A common fear has been that someone will take the gun away from a teacher and use it improperly. But this has never happened. And excluding a few cases of accidental discharges when school grounds have been used for off-hours firearms training, there has only been one accidental discharge involving a permit holder on K-12 property. This happened in Utah and resulted in a minor injury.

“From what I’ve seen in Utah, [school insurance] rates have not gone up because of guns being allowed,” says Curt Oda, past president of the Utah Independent Insurance Agents Association of Utah. A survey of school districts in other states that have allowed teachers and staff to carry has also found no evidence of increased insurance costs.

Others are concerned that permit holders will accidentally shoot bystanders or themselves be shot if police respond to the scene and mistake them for the attackers.

In fact, permit holders have stopped dozens of would-be mass public shootings in malls, churches, schools, universities, and downtowns.

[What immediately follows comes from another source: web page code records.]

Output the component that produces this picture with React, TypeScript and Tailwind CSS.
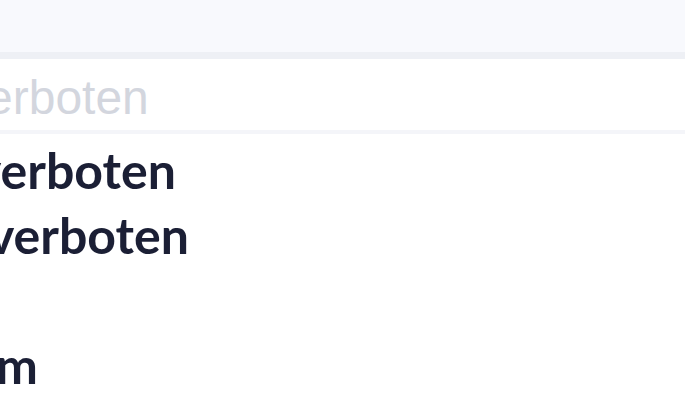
export default function App() {
  const items = [
    { label: "verboten", shift: "ml-[-25px]" },
    { label: "verboten", shift: "ml-[-12px]" },
    { label: "", shift: "" },
    { label: "m", shift: "ml-[-4px]" },
  ];

  return (
    <div
      className="h-[410px] w-[685px] overflow-hidden bg-white"
      style={{ fontFamily: '"Lato", "Liberation Sans", sans-serif' }}
    >
      <div className="h-[52px] bg-[#f8f9fd]" />
      <div className="h-[7px] bg-[#eef0f5]" />
      <div className="flex h-[75px] items-center overflow-hidden border-b-4 border-[#f4f5f9] pt-[6px]">
        <span
          className="ml-[-14px] whitespace-nowrap text-[48px] text-[#d3d6de]"
          style={{ fontFamily: '"Liberation Sans", sans-serif' }}
        >
          erboten
        </span>
      </div>
      <ul className="overflow-hidden pt-[4px]">
        {items.map((item, i) => (
          <li key={i} className="h-[65px] overflow-hidden whitespace-nowrap text-[50px] leading-[65px] font-bold text-[#1b1f35]">
            <span className={item.shift}>{item.label}</span>
          </li>
        ))}
      </ul>
    </div>
  );
}
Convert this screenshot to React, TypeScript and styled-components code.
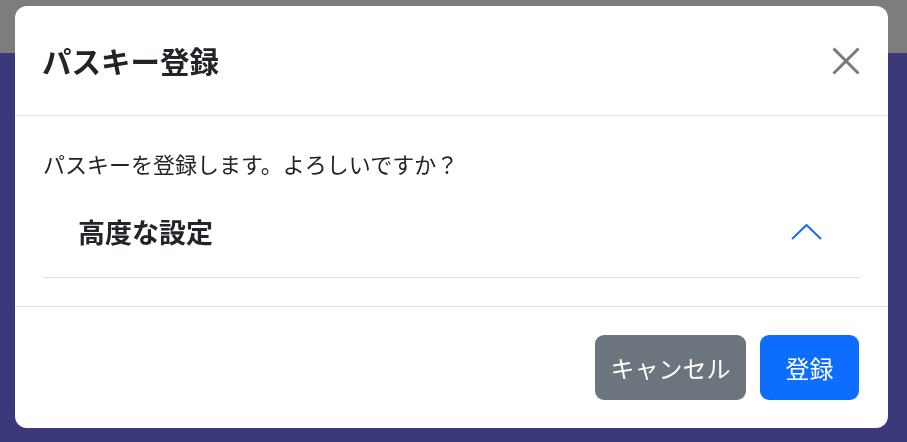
import React, {useState} from 'react';
import styled, {createGlobalStyle} from 'styled-components';

const GlobalStyle = createGlobalStyle`
  html, body {
    margin: 0;
    padding: 0;
    height: 100%;
  }
  body {
    font-family: "Noto Sans CJK JP", "Noto Sans", sans-serif;
    color: #212529;
    background-color: #3b3979;
  }
  #root {
    height: 100%;
  }
`

const Page = styled.div`
  display: flex;
  flex-direction: column;
  height: 100%;
`

const TopBar = styled.div`
  height: 53px;
  background-color: #7c7d7c;
`

const Main = styled.div`
  flex: 1;
  background-color: #3b3979;
`

const Overlay = styled.div`
  position: fixed;
  inset: 0;
  display: flex;
  align-items: flex-start;
  padding: 6px 19px 0 15px;
`

const Dialog = styled.div`
  width: 873px;
  height: 422px;
  display: flex;
  flex-direction: column;
  background-color: #fff;
  border-radius: 12px;
  overflow: hidden;
`

const Header = styled.div`
  height: 109px;
  display: flex;
  align-items: center;
  justify-content: space-between;
  padding: 0 28px 0 27px;
  border-bottom: 1px solid #dee2e6;
`

const Title = styled.h5`
  margin: 0;
  font-size: 29.5px;
  font-weight: 700;
  line-height: 1.5;
`

const CloseButton = styled.button`
  width: 28px;
  height: 28px;
  padding: 0;
  border: 0;
  background: transparent;
  display: flex;
  cursor: pointer;
`

const Body = styled.div`
  padding: 31px 28px 28px;
  border-bottom: 1px solid #dee2e6;
`

const Message = styled.p`
  margin: 0 0 6px;
  font-size: 22px;
  line-height: 33px;
  font-weight: 400;
`

const AccordionItem = styled.div`
  border-bottom: 1px solid #dee2e6;
`

const AccordionButton = styled.button`
  width: 100%;
  height: 91px;
  display: flex;
  align-items: center;
  justify-content: space-between;
  padding: 0 38px 0 35px;
  border: 0;
  background: transparent;
  font-family: inherit;
  font-size: 27px;
  font-weight: 700;
  color: #212529;
  cursor: pointer;
`

const Footer = styled.div`
  flex: 1;
  display: flex;
  justify-content: flex-end;
  align-items: flex-start;
  gap: 14px;
  padding: 28px 29px 0 28px;
`

const Button = styled.button<{$variant: 'secondary' | 'primary'; $width: number}>`
  width: ${p => p.$width}px;
  height: 65px;
  border: 0;
  border-radius: 9px;
  padding: 0;
  font-family: inherit;
  font-size: 24px;
  color: #fff;
  background-color: ${p => (p.$variant === 'primary' ? '#0d6efd' : '#6c757d')};
  cursor: pointer;
`

function App() {
  const [open, setOpen] = useState(true);

  return (
    <>
      <GlobalStyle />
      <Page>
        <TopBar />
        <Main />
      </Page>
      <Overlay>
        <Dialog>
          <Header>
            <Title>パスキー登録</Title>
            <CloseButton aria-label="閉じる">
              <svg width="28" height="28" viewBox="0 0 28 28">
                <path d="M1.5 1.5 L26.5 26.5 M26.5 1.5 L1.5 26.5" stroke="#7a7a7a" strokeWidth="3" />
              </svg>
            </CloseButton>
          </Header>
          <Body>
            <Message>パスキーを登録します。よろしいですか？</Message>
            <AccordionItem>
              <AccordionButton onClick={() => setOpen(!open)}>
                高度な設定
                <svg width="31" height="16" viewBox="0 0 31 16">
                  <path
                    d={open ? 'M1 15 L15.5 1 L30 15' : 'M1 1 L15.5 15 L30 1'}
                    fill="none"
                    stroke="#0d6efd"
                    strokeWidth="2"
                  />
                </svg>
              </AccordionButton>
            </AccordionItem>
          </Body>
          <Footer>
            <Button $variant="secondary" $width={151}>キャンセル</Button>
            <Button $variant="primary" $width={99}>登録</Button>
          </Footer>
        </Dialog>
      </Overlay>
    </>
  );
}

export default App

In none of these cases has a permit holder ever shot a bystander. Nor have police ever accidentally shot a permit holder.

And to address fears of permit holders not being qualified to use a firearm, the Pennsylvania bill requires substantially more training than in most of these other states.

Since at least 1950, all but four public mass shootings in America have taken place where citizens are banned from carrying guns. In Europe, every mass public shooting in history has occurred in a gun-free zone. And Europe is no stranger to mass public shootings, having been host to three of the four worst K-12 school shootings. In the past eight years, it has suffered a per-capita casualty rate 50 percent higher than that of the United States.

Unsurprisingly, killers try to avoid armed resistance. For example, last year, a young Islamic State sympathizer planned to shoot up one of the largest churches in Detroit. In a wiretap, the FBI recorded the young man’s explanation for why he picked the church: “It’s easy, and a lot of people go there. Plus, people are not allowed to carry guns in church. Plus, it would make the news.”

These killers might be crazy, but they aren’t stupid. They want to kill as many people as possible. Killers consistently pick defenseless targets where they know that no one will have a gun. Just look at the 2015 Charleston, S.C., church shooting, the 2012 theater shooting in Aurora, Colo., and the 2015 attack in San Bernardino, Calif.

Gun-free zones are magnets for murderers. Even the most ardent gun-control advocates would never put “Gun-Free Zone” signs on their homes. Let’s stop putting them elsewhere.